* BEGIN SUPPLIED DATA *

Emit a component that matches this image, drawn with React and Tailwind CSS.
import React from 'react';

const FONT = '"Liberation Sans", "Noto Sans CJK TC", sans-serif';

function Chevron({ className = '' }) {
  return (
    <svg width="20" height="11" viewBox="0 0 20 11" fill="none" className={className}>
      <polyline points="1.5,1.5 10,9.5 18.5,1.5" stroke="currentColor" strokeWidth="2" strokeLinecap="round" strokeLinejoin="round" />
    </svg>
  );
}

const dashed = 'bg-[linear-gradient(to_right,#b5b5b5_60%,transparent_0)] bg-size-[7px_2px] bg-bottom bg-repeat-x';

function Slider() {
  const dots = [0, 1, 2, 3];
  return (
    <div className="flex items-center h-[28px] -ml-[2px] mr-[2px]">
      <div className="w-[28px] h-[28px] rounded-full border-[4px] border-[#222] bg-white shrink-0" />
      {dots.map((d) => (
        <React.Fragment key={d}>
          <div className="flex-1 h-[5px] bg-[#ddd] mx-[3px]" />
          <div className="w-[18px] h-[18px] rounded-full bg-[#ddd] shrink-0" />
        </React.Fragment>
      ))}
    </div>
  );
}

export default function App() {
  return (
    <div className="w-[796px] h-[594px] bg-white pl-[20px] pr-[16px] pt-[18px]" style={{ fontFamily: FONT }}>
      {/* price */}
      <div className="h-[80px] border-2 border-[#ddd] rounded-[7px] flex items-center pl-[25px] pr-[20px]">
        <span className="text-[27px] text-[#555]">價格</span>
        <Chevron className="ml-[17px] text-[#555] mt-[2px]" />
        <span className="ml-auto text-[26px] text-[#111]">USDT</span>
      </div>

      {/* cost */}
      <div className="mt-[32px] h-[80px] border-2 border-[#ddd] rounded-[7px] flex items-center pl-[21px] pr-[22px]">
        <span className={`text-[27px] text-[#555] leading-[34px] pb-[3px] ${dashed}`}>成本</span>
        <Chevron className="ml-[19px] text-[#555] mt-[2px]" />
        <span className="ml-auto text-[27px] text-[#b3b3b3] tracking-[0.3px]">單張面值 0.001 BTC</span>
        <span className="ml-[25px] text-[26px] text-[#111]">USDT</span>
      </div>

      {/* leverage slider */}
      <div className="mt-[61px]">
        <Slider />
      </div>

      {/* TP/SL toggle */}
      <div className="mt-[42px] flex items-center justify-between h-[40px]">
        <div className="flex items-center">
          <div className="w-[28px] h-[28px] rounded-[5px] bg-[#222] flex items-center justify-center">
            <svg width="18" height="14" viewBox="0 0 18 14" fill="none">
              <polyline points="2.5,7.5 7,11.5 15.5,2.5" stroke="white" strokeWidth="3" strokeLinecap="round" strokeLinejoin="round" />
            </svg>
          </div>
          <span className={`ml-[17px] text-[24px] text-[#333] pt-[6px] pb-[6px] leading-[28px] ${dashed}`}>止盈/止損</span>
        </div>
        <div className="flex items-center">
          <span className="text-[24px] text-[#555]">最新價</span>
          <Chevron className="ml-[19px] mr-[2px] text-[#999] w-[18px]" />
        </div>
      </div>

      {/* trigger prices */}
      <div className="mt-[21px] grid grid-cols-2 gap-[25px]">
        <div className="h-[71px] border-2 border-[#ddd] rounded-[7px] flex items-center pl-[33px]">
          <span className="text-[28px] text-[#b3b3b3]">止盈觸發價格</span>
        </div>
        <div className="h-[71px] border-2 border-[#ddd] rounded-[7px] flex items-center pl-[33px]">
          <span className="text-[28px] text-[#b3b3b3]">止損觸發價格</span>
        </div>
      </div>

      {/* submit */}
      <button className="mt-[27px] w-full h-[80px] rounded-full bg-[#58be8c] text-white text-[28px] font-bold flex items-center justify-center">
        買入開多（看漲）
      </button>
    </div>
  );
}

* END SUPPLIED DATA *
* BEGIN SUPPLIED DATA *

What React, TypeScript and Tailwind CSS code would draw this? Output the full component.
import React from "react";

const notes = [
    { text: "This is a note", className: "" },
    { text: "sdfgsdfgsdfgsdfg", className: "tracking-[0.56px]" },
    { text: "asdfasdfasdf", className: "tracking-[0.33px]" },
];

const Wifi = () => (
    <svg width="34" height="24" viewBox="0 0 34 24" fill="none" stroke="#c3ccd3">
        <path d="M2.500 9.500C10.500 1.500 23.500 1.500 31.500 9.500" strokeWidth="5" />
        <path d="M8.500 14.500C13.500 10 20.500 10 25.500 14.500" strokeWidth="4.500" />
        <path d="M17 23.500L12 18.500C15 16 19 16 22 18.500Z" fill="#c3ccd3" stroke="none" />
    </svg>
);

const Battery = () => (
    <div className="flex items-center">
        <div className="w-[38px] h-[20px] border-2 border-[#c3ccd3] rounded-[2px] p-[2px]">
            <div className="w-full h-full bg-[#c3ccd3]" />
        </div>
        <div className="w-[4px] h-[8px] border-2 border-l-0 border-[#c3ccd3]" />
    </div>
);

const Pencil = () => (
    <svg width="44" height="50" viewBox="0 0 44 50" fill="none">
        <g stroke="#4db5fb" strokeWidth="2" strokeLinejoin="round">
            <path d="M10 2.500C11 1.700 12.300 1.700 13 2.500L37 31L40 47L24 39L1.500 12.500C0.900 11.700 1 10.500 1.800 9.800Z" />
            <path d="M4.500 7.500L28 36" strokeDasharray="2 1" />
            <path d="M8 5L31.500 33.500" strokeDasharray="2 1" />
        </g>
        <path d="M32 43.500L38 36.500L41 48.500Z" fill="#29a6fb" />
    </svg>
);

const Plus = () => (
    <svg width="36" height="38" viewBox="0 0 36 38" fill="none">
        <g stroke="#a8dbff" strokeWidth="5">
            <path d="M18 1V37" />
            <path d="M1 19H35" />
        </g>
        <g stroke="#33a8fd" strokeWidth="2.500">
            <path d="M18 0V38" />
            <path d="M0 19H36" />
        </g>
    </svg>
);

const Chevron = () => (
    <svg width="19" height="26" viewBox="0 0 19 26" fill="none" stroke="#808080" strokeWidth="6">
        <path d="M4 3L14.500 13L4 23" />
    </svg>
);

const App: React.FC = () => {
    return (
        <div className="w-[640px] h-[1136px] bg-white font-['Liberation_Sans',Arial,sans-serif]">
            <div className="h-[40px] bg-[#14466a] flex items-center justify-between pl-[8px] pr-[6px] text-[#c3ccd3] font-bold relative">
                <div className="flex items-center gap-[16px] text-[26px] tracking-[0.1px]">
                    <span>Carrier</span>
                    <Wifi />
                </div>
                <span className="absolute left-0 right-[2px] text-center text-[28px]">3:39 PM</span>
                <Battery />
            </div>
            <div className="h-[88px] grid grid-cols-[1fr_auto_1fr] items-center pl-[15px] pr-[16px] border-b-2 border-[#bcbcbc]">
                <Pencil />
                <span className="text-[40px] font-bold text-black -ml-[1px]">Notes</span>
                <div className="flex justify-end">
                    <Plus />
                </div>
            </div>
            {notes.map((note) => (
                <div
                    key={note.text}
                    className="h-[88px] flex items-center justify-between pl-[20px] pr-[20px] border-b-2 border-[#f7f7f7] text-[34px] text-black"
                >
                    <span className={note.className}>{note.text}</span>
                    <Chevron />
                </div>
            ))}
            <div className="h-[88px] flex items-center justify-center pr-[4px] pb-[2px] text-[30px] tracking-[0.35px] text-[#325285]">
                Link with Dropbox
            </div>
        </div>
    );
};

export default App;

* END SUPPLIED DATA *

Go through the listing above and list every line that has the word "component".

Emit a component that matches this image, drawn with React and Tailwind CSS.
What React, TypeScript and Tailwind CSS code would draw this? Output the full component.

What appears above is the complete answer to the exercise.